It’s time for public managers to take a deeper dive into their technology systems, people, and capabilities as it relates to current threats and ever-growing deficiencies.
Growing ransomware attacks have brought to light many weaknesses in digital hygiene that have exposed deficiencies regarding system recovery let alone preventing the attack. Many cities and counties are performing well in meeting the growing challenges of security, modernization, innovation, and lending edge applications, however far too many are living with serious deficiencies.
Given the growing complexities of planning and maintaining technology as well as having the right staff, many local governments might be much better off outsourcing some or all of their IT operations.
We must delve deeper and actively assess what vulnerabilities lie within our systems, as well as looking more closely at staff competencies and expertise.

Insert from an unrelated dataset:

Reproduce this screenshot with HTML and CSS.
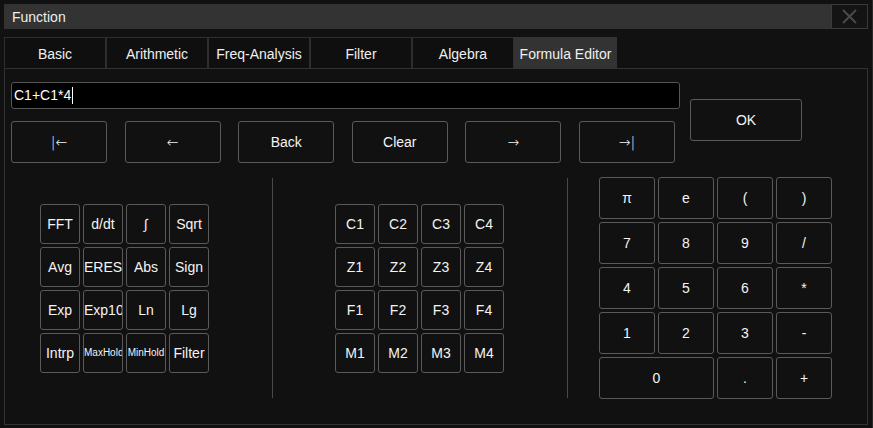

Just as important, one cannot ignore the fact that outsourcing to any degree does not absolve the jurisdiction’s responsibility regarding issues of compliance and security. Someone will still need to manage any contract in terms of performance and outcomes.
What follows then are 10 factors that require further exploration and action.
Retirement of senior staff. The large retirement boom is leaving many jurisdictions short of talented staff, institutional knowledge, and areas of needed expertise.
Staff turnover. Younger staff are generally not staying at one place for a lengthy period of time as did their predecessors.
Reduced incentives. Governments were traditionally known for their generous health and retirement benefits. But ever since the Great Recession of 2009, benefit packages have shrunken in all categories. This makes it even more difficult to recruit qualified staff, especially with technology professionals.
Inability to pay higher salaries. The private sector has traditionally recognized the need to pay competitive salaries based on supply and demand. Government has been stuck in time and in most instances adheres to rather inflexible pay scales that are more focused on treating everyone similarly as opposed to addressing the reality of market forces.
Lack of training resources. All too often technology staff find it difficult to attend conferences and seminars. While in some cases tech staff feel they are too busy and don’t have the time—more often than not they are told there is no or little money for training and travel to meetings.
Added to the list is the lack of certified CIOs where the need has never been greater. Any recognized professional certification program requires the obligation of recertification.
Career development indifference. It is not unusual for technology staff to be classified with non-transferable classifications such as “technician” 1, 2, etc. The issue here is not how staff are classified internally—it is having public titles that more closely reflect one’s real responsibilities.
Lack of realistic strategic planning. Approximately one-third of local government CIOs still report through a finance official and far fewer are routinely invited to sit at the head table when key plans, policies or decisions are being made. For technology to be fully optimized, the IT operations and infrastructure must be continuously reviewed and with senior staff tasked with seeking ways to align technology with that of the business needs of all departments and agencies.
Aging infrastructure. Too many local governments are beginning to realize that deferred equipment upgrades turn out to be costlier in the long run. Those communities who experienced the most difficulty in pivoting were the ones with the oldest and least flexible infrastructure. Today more than ever, when a vendor declares a software or hardware system as no longer supported, one needs to understand the implications as well as the consequences.
Cyber security challenges. Even with local government, there are state and federally mandated compliance regulations. However, compliance alone cannot solve the ever-growing threats governments face. Reasons to not maintain upgrades most often are that it would be too expensive, or “we are too small” to have to worry about cyber beyond what we are currently doing. The expense to recover is far greater exponentially then the price to adequately staff, train and invest in the latest threat protection systems.
Failures in scope and scale. Perhaps the most pressing and overriding issue facing local governments when it comes to technology is scope, scale, and staff competencies. Technology can be expensive to operate and maintain and one must question whether it makes sense for every government entity to own its own systems and equipment. Among the alternatives are outsourcing; shared services among neighboring jurisdictions; or simply seeking managed cloud solutions.
In the end IT performance is critical to every aspect of government operations and service delivery. The outsourcing of IT, in whole or in part, is one such option that must be considered.